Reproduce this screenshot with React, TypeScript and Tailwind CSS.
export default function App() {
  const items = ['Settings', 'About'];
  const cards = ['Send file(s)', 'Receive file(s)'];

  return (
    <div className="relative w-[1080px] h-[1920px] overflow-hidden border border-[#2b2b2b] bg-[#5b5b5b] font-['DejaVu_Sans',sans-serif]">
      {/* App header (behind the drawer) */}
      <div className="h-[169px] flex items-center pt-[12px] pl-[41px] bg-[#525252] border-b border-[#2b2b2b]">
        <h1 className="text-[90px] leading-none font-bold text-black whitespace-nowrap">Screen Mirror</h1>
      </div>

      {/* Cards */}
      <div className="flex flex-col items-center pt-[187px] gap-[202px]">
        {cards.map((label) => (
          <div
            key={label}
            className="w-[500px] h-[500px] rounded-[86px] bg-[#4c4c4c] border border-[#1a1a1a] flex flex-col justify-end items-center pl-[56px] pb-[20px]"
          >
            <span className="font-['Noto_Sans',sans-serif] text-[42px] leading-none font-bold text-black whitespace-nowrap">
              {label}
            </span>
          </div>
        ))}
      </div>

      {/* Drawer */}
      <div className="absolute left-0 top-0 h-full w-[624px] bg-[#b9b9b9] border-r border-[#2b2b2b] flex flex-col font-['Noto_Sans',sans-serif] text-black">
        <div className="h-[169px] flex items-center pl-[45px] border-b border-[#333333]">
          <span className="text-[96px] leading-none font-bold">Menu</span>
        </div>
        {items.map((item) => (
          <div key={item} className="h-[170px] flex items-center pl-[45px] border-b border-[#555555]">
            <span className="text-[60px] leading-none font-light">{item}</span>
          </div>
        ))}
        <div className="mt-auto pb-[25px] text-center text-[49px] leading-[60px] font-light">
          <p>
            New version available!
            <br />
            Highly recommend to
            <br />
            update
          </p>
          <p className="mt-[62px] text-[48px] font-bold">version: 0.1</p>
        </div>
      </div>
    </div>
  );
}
* * *
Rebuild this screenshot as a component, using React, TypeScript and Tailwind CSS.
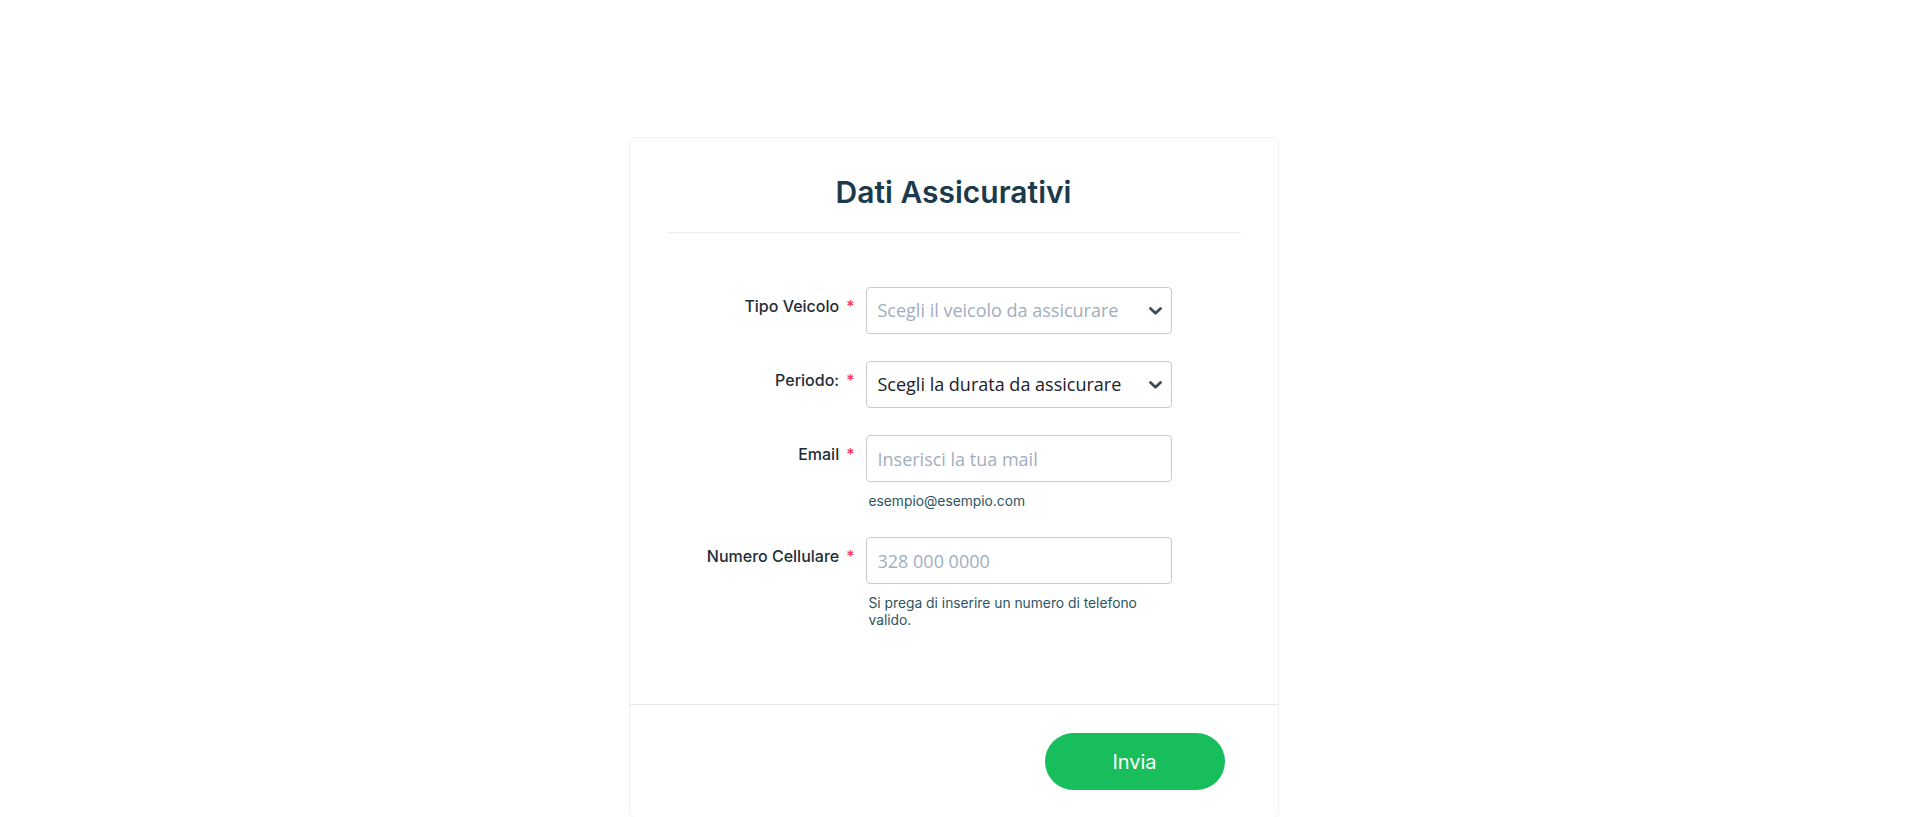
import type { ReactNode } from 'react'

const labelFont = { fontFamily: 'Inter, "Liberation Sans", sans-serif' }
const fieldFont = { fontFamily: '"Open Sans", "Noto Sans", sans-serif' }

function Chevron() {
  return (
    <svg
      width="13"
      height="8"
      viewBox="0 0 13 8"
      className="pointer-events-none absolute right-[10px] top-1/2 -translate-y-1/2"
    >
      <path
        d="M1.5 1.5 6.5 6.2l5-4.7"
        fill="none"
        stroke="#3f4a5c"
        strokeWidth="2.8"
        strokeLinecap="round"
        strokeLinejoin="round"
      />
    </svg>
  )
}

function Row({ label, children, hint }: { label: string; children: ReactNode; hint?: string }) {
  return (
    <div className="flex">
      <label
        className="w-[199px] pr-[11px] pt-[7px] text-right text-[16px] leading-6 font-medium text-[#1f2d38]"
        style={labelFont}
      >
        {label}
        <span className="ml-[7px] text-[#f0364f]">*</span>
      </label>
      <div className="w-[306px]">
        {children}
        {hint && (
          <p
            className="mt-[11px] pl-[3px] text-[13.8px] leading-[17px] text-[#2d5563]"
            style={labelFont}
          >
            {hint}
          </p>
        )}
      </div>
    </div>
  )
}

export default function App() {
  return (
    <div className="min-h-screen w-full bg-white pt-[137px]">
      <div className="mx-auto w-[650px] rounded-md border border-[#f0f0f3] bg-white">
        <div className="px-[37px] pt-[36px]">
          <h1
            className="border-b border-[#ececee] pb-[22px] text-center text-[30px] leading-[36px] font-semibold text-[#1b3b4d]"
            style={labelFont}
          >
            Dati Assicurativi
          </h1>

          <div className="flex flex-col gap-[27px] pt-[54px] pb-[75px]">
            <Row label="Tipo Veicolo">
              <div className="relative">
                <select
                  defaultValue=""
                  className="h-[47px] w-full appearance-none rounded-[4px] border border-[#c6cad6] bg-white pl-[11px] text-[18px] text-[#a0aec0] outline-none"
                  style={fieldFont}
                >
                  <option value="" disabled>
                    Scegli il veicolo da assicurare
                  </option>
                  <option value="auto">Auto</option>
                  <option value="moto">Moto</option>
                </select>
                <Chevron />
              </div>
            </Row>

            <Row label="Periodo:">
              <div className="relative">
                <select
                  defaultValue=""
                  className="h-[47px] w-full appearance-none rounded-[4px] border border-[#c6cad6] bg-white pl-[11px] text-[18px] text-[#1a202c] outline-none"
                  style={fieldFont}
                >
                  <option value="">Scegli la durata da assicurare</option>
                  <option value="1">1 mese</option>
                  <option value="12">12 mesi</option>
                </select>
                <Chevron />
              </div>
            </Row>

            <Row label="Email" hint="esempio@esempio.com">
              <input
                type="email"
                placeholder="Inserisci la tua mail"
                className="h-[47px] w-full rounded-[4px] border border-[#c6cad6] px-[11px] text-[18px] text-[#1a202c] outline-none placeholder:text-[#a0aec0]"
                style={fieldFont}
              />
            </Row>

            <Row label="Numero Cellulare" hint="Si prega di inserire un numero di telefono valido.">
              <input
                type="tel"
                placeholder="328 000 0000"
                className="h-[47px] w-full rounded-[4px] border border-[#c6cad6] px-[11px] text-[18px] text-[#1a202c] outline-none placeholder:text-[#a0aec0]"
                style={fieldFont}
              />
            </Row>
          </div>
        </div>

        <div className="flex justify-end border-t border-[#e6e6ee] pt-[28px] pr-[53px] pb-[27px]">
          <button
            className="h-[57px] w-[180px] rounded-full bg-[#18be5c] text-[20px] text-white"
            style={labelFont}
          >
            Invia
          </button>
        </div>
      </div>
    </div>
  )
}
* * *
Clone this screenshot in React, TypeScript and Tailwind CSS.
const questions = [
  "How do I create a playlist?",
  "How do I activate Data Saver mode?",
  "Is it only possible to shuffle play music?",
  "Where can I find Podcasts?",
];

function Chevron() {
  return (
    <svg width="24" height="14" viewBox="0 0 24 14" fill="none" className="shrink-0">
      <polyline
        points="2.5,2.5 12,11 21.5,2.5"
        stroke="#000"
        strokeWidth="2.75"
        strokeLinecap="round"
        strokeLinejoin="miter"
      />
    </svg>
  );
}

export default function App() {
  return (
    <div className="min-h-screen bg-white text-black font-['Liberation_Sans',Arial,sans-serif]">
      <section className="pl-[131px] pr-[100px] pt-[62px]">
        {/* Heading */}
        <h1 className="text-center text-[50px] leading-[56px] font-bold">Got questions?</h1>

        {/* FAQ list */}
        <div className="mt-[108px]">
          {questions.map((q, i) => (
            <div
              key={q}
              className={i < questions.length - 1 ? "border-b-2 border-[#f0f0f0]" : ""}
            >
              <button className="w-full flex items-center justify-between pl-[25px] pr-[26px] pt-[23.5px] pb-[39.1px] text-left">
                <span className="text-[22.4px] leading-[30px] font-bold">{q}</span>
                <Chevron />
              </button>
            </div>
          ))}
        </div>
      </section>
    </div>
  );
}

OBJECTIVE | Among the entries above, how many lines include the word "screenshot"? Reply with the number only.

RESPONSE | 3